Predicting the next Pogačar: a data analytical approach to detect young professional cycling talents

Ann Oper Res. 2023;325(1):557-588. doi: 10.1007/s10479-021-04476-4. Epub 2022 Jan 19.

Abstract

The importance of young athletes in the field of professional cycling has sky-rocketed during the past years. Nevertheless, the early talent identification of these riders largely remains a subjective assessment. Therefore, an analytical system which automatically detects talented riders based on their freely available youth results should be installed. However, such a system cannot be copied directly from related fields, as large distinctions are observed between cycling and other sports. The aim of this paper is to develop such a data analytical system, which leverages the unique features of each race and thereby focusses on feature engineering, data quality, and visualization.
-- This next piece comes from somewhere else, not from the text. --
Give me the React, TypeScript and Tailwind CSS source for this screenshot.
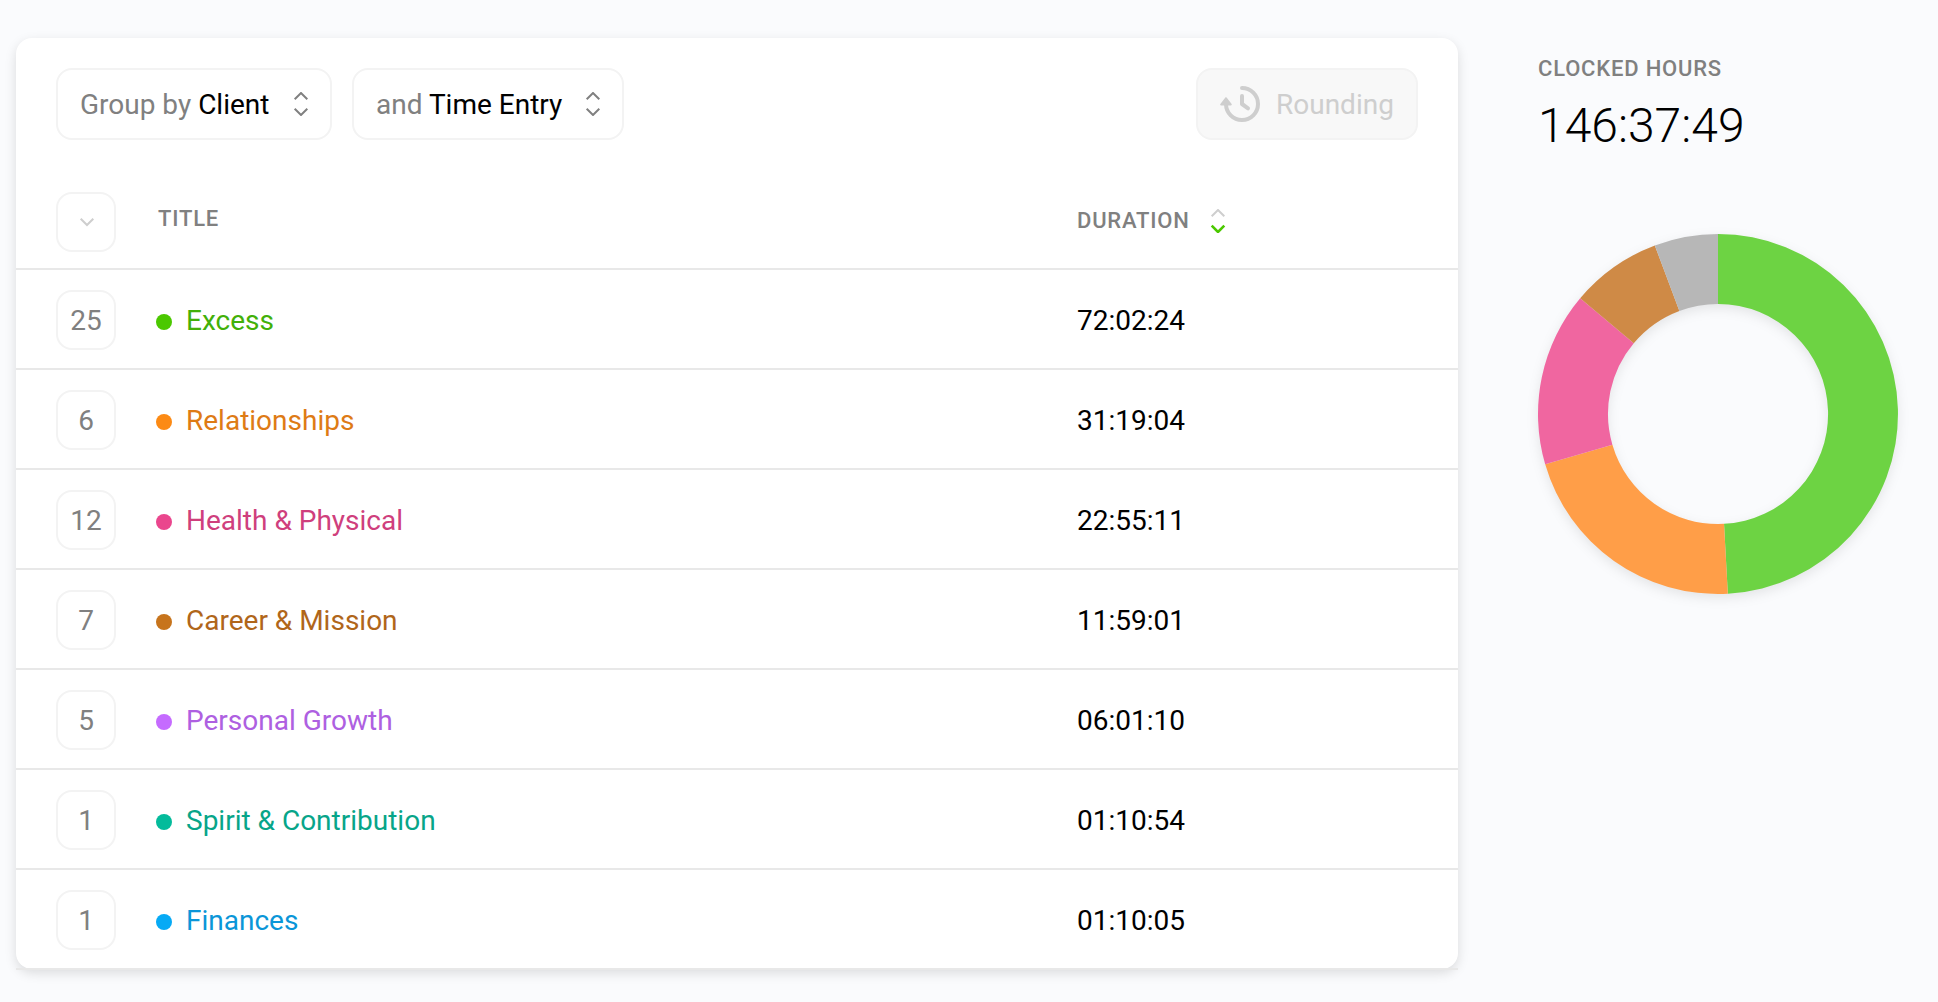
import { clsx } from "clsx";

const rows = [
  { count: 25, title: "Excess", duration: "72:02:24", dot: "bg-[#4bc800]", text: "text-[#42b008]" },
  { count: 6, title: "Relationships", duration: "31:19:04", dot: "bg-[#fc8a14]", text: "text-[#de7b15]" },
  { count: 12, title: "Health & Physical", duration: "22:55:11", dot: "bg-[#ea468d]", text: "text-[#cf3f7d]" },
  { count: 7, title: "Career & Mission", duration: "11:59:01", dot: "bg-[#c7741c]", text: "text-[#b0661a]" },
  { count: 5, title: "Personal Growth", duration: "06:01:10", dot: "bg-[#c56bff]", text: "text-[#ae60e1]" },
  { count: 1, title: "Spirit & Contribution", duration: "01:10:54", dot: "bg-[#04bb9b]", text: "text-[#07a589]" },
  { count: 1, title: "Finances", duration: "01:10:05", dot: "bg-[#06aaf5]", text: "text-[#0a96d8]" },
];

// the smallest clients are folded into the grey slice
const slices = [
  { seconds: 259344, color: "#6dd343" },
  { seconds: 112744, color: "#ff9e48" },
  { seconds: 82511, color: "#f066a0" },
  { seconds: 43141, color: "#cf8a46" },
  { seconds: 30129, color: "#b7b7b7" },
];

function point(radius: number, turn: number) {
  const a = turn * Math.PI * 2;
  return `${(180 + radius * Math.sin(a)).toFixed(2)} ${(180 - radius * Math.cos(a)).toFixed(2)}`;
}

function Donut() {
  const total = slices.reduce((sum, s) => sum + s.seconds, 0);
  let start = 0;
  return (
    <svg viewBox="0 0 360 360" className="block size-[360px] overflow-visible drop-shadow-[0_4px_6px_rgba(0,0,0,0.09)]">
      {slices.map((s) => {
        const from = start;
        const to = from + s.seconds / total;
        start = to;
        return (
          <path
            key={s.color}
            fill={s.color}
            d={`M${point(180, from)}A180 180 0 0 1 ${point(180, to)}L${point(110, to)}A110 110 0 0 0 ${point(110, from)}Z`}
          />
        );
      })}
    </svg>
  );
}

function UpDown({ up, down, bold }: { up: string; down: string; bold?: boolean }) {
  return (
    <svg viewBox="0 0 16 24" fill="none" className="h-6 w-4 shrink-0">
      <path d="M1.7 7.3 8 1l6.3 6.3" stroke={up} strokeWidth="2" />
      <path d="M1.7 16.7 8 23l6.3-6.3" stroke={down} strokeWidth={bold ? 2.6 : 2} />
    </svg>
  );
}

function GroupSelect({ label, value, className }: { label: string; value: string; className?: string }) {
  return (
    <button
      className={clsx(
        "flex h-[72px] items-center justify-between rounded-2xl border-2 border-[#f3f3f3] pr-[21px] pl-[22px]",
        className
      )}
    >
      <span className="pt-0.5 text-[#808080]">
        {label} <span className="text-black">{value}</span>
      </span>
      <UpDown up="#808080" down="#808080" />
    </button>
  );
}

export default function App() {
  return (
    <div className="flex h-[1002px] w-[1938px] items-start overflow-hidden bg-[#fafbfd] pt-[38px] pl-4 font-['Roboto',sans-serif] text-[28px] leading-8">
      <div className="h-[931px] w-[1442px] rounded-2xl bg-white shadow-[0_4px_12px_rgba(0,0,0,0.13)]">
        <div className="flex gap-5 px-10 pt-[30px]">
          <GroupSelect label="Group by" value="Client" className="w-[276px]" />
          <GroupSelect label="and" value="Time Entry" className="w-[272px]" />
          <button className="ml-auto flex h-[72px] w-[222px] items-center rounded-2xl border-2 border-[#f3f3f3] bg-[#f8f8f8] pl-[22px] text-[#cecece]">
            <svg viewBox="0 0 40 36" fill="none" stroke="currentColor" strokeWidth="4" strokeLinecap="round" strokeLinejoin="round" className="mr-4 h-9 w-10 shrink-0">
              <path d="M22 2a16 16 0 1 1-16 16" />
              <path d="M22 10v8l6 4.3" />
              <path d="M6 12 1 18.6h10z" fill="currentColor" strokeWidth="1.6" />
            </svg>
            <span className="pt-0.5">Rounding</span>
          </button>
        </div>

        <div className="mt-[52px] flex h-[78px] items-start border-b-2 border-[#e8e8e8] pl-10 text-[22px] font-medium tracking-[0.8px] text-[#808080]">
          <button className="flex size-[60px] items-center justify-center rounded-2xl border-2 border-[#f3f3f3] pl-0.5">
            <svg viewBox="0 0 16 10" fill="none" className="h-2.5 w-4">
              <path d="M1.7 1.7 8 8l6.3-6.3" stroke="#cecece" strokeWidth="2" />
            </svg>
          </button>
          <div className="mt-[11px] ml-[42px] w-[919px]">TITLE</div>
          <div className="mt-[13px] flex items-center gap-5">
            DURATION
            <UpDown up="#cecece" down="#4bc800" bold />
          </div>
        </div>

        {rows.map((row) => (
          <div key={row.title} className="flex h-[100px] items-center border-b-2 border-[#e8e8e8] pt-0.5 pl-10">
            <button className="flex size-[60px] items-center justify-center rounded-2xl border-2 border-[#f3f3f3] pt-0.5 text-[#808080]">
              {row.count}
            </button>
            <div className="ml-10 flex w-[921px] items-center">
              <span className={clsx("mt-1 mr-[14px] size-4 rounded-full", row.dot)} />
              <span className={clsx("pt-0.5", row.text)}>{row.title}</span>
            </div>
            <div className="pt-0.5 text-black">{row.duration}</div>
          </div>
        ))}
      </div>

      <div className="ml-20 w-[360px] pt-[15px]">
        <div className="text-[22px] font-medium tracking-[0.8px] text-[#808080]">CLOCKED HOURS</div>
        <div className="mt-[13px] text-5xl leading-[56px] font-light text-black">146:37:49</div>
        <div className="mt-20">
          <Donut />
        </div>
      </div>
    </div>
  );
}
To facilitate the deployment of prediction algorithms in situations without complete cases, we propose an adaptation to the k-nearest neighbours imputation algorithm which uses expert knowledge. Overall, our proposed method correlates strongly with eventual rider performance and can aid scouts in targeting young talents. On top of that, we introduce several model interpretation tools to give insight into which current starting professional riders are expected to perform well and why.

Keywords: Interpretable machine learning; Missing value imputation; Predictive modelling; Scouting analytics; Sports analytics.